On Jun 2, 2017 8:09 AM, "Karl Johan Alm via bitcoin-dev" <
bitcoin-dev@lists.linuxfoundation.org> wrote:

Hello,

Really wish I'd known you were working on this a few weeks ago, but
such is life. Hopefully I can provide some useful feedback.

Your feedback is greatly appreciated!

On Fri, Jun 2, 2017 at 4:01 AM, Olaoluwa Osuntokun via bitcoin-dev
<bitcoin-dev@lists.linuxfoundation.org> wrote:
> Full-nodes
> maintain an additional index of the chain, and serve this compact filter
> (the index) to light clients which request them. Light clients then fetch
> these filters, query the locally and _maybe_ fetch the block if a relevant
> item matches.

Is it necessary to maintain the index all the way to the beginning of
the chain? When would clients request "really old digests" and why?

Without a soft fork, this is the only way for light clients to verify that
peers aren't lying to them. Clients can request headers (just hashes of the
filters and the previous headers, creating a chain) and look for conflicts
between peers. If a conflict is found at a certain block, the client can
download the block, generate a filter, calculate the header by hashing
together the previous header and the generated filter, and banning any
peers that don't match. A full node could prune old filters if you wanted
and recalculate them as necessary if you just keep the filter header chain
info as really old filters are unlikely to be requested by correctly
written software but you can't guarantee every client will follow best
practices either.

> The calculator can be found here:
> https://aakselrod.github.io/gcs_calc.html. Alex also has an empirical
> script he's been running on actual data, and the results seem to match up
> rather nicely.

I haven't tried the tool yet, and maybe it will answer some of my questions.

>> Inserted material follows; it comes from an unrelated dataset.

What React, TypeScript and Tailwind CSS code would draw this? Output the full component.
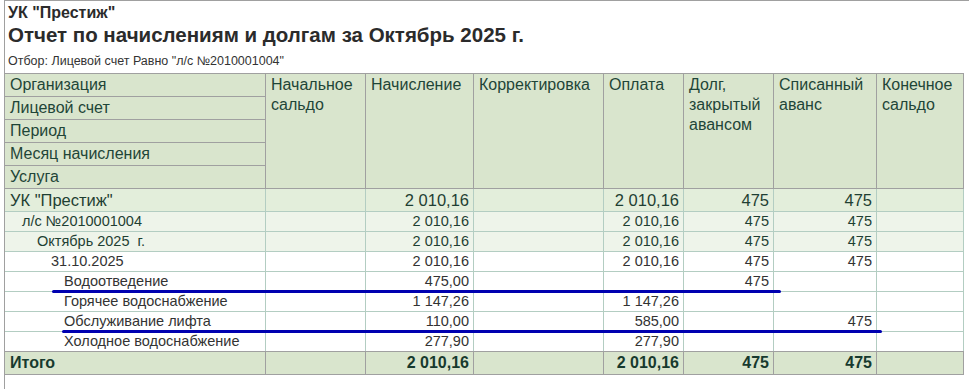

On what data were the simulated wallets on actual data based? How did
false positive rates for wallets with lots of items (pubkeys etc) play
out? Is there a maximum number of items for a wallet before it becomes
too bandwidth costly to use digests?

The simulations are based on completely random data within given
parameters. For example, it will generate a wallet of a specified size and
generate blocks of specified size with specified number of transactions of
specified format, all guaranteed to not match the wallet. It then tries to
match the wallet and tracks the filter size and the bandwidth used by block
downloads which are all due to false positives. The maximum wallet size can
be millions or more of addresses and outpoints before the filter isn't
worth it.

I published the simulation code at
https://gist.github.com/aakselrod/0ee665205f7c9538c2339876b0424b26 but the
calculation code gives you the same results (on average but very close with
a big enough sample size) much faster.

I will definitely try to reproduce my experiments with Golomb-Coded
sets and see what I come up with. It seems like you've got a little
less than half the size of my digests for 1-block digests but I
haven't tried making digests for all blocks (and lots of early blocks
are empty).

Filters for empty blocks only take a few bytes and sometimes zero when the
coinbase output is a burn that doesn't push any data (example will be in
the test vectors that I'll have ready shortly).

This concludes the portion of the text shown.